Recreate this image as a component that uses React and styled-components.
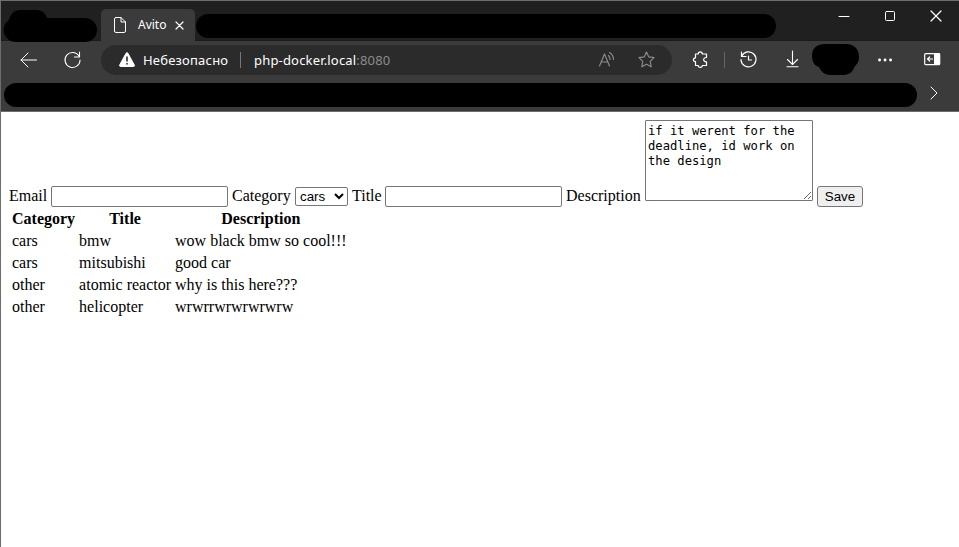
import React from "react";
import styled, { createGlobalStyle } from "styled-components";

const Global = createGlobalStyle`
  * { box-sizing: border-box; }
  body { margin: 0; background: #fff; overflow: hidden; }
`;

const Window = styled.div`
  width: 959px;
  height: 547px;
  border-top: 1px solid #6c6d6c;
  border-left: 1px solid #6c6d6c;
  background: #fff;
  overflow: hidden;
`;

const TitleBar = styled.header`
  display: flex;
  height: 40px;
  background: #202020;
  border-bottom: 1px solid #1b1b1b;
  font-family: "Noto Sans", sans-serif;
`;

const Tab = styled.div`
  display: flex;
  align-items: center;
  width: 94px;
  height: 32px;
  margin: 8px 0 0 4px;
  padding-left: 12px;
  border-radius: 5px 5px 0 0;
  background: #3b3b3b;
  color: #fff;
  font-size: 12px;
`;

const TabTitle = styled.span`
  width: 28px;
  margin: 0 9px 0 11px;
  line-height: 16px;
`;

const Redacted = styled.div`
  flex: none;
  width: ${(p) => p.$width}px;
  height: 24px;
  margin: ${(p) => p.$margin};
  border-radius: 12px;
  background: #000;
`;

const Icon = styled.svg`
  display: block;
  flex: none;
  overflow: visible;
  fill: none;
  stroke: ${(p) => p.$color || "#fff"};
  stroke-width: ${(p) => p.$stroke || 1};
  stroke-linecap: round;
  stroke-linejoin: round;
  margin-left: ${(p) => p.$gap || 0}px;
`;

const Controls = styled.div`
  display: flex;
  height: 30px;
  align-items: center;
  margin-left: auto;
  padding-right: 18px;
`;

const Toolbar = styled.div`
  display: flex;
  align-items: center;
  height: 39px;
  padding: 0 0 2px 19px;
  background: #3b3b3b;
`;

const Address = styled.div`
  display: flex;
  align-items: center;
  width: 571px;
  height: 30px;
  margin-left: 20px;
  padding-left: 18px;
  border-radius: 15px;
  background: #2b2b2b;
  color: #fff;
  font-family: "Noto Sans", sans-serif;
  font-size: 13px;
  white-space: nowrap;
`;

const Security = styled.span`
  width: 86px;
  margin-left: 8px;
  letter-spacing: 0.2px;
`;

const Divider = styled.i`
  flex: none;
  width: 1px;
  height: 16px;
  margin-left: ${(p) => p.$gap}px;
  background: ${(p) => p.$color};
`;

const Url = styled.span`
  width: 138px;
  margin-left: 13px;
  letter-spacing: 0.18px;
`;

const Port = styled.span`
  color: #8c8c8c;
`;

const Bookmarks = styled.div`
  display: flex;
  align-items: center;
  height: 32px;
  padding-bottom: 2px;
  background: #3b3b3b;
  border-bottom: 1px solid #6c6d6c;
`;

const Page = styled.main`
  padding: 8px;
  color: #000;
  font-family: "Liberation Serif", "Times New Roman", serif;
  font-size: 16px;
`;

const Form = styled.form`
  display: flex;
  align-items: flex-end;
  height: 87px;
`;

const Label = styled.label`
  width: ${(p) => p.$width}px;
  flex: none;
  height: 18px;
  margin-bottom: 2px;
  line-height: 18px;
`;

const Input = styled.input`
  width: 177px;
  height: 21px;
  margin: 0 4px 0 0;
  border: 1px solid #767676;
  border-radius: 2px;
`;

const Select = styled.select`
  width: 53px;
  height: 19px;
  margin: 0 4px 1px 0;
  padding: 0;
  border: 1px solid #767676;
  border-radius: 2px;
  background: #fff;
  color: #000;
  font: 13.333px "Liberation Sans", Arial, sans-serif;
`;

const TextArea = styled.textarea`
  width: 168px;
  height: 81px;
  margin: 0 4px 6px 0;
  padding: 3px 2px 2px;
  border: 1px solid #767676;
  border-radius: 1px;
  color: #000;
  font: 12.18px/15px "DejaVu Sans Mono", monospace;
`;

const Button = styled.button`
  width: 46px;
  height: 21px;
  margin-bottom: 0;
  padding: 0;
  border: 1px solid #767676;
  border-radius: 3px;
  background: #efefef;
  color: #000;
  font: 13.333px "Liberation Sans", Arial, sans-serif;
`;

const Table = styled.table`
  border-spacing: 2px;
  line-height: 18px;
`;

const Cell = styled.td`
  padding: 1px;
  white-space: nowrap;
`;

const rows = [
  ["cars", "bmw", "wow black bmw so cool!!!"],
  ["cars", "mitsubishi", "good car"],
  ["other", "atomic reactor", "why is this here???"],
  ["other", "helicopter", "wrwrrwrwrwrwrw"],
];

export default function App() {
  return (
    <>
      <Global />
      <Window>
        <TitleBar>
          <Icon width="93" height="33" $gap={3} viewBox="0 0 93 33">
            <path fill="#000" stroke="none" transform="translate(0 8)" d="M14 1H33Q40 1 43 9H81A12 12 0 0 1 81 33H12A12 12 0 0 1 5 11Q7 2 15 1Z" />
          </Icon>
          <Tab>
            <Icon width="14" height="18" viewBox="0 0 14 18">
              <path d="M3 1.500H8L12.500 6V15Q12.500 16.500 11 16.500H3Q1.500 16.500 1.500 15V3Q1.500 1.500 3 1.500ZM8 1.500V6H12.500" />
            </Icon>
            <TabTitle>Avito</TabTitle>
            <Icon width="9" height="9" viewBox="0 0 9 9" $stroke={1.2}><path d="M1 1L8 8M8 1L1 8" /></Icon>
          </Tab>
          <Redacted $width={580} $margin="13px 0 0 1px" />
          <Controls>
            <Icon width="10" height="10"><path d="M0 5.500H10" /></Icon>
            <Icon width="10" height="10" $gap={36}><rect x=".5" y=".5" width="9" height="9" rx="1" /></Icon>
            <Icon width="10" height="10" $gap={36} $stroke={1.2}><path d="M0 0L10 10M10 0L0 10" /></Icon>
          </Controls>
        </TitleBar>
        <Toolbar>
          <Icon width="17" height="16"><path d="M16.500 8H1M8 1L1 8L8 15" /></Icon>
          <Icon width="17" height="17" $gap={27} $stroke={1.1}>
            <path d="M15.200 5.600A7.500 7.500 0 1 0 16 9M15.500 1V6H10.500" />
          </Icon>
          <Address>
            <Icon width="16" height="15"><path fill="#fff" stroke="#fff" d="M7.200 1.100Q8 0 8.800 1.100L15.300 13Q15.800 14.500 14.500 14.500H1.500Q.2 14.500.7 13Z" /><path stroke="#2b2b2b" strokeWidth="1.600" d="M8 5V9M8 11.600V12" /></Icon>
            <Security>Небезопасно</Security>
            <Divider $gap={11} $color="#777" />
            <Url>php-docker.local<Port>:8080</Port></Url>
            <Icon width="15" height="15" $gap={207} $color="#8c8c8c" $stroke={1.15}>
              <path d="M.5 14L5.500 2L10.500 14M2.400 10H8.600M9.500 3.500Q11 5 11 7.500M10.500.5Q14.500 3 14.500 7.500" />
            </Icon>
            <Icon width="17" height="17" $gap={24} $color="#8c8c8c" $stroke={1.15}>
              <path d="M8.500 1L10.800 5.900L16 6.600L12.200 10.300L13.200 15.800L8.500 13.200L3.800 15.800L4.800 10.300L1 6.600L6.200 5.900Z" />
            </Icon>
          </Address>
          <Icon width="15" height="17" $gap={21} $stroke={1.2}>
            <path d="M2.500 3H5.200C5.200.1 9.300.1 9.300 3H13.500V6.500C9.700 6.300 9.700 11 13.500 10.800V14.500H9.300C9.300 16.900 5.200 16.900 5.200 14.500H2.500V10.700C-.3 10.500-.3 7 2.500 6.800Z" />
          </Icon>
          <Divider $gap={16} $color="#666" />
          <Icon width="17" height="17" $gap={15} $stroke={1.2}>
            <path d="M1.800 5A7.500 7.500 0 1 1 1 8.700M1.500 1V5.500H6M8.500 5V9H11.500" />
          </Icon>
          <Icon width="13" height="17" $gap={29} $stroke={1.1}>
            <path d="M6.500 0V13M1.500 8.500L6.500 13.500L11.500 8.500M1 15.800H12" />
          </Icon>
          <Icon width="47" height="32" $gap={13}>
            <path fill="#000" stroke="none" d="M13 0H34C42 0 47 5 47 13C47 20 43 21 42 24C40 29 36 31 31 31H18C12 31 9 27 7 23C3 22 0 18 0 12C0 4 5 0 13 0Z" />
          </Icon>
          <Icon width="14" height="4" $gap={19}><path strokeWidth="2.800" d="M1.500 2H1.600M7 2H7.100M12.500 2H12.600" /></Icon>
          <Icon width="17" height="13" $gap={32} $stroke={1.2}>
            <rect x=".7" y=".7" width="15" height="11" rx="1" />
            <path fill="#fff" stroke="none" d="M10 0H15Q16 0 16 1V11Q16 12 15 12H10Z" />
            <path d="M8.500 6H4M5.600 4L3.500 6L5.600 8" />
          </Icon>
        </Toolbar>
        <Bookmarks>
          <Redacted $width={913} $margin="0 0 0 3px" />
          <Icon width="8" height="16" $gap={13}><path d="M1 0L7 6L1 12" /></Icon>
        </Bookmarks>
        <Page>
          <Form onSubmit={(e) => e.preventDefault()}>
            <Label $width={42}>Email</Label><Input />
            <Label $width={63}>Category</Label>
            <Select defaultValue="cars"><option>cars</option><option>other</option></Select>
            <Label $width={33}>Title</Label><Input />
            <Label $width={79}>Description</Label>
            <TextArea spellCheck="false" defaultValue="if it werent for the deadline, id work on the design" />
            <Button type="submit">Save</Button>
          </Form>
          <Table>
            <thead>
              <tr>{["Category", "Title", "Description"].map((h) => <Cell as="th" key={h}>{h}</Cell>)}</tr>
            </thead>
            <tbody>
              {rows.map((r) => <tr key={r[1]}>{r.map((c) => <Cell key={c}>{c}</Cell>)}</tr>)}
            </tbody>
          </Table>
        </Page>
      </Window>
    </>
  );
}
┄┄┄┄┄┄
Each line that contains the string "components" counts once; say how many there are and nothing else.

2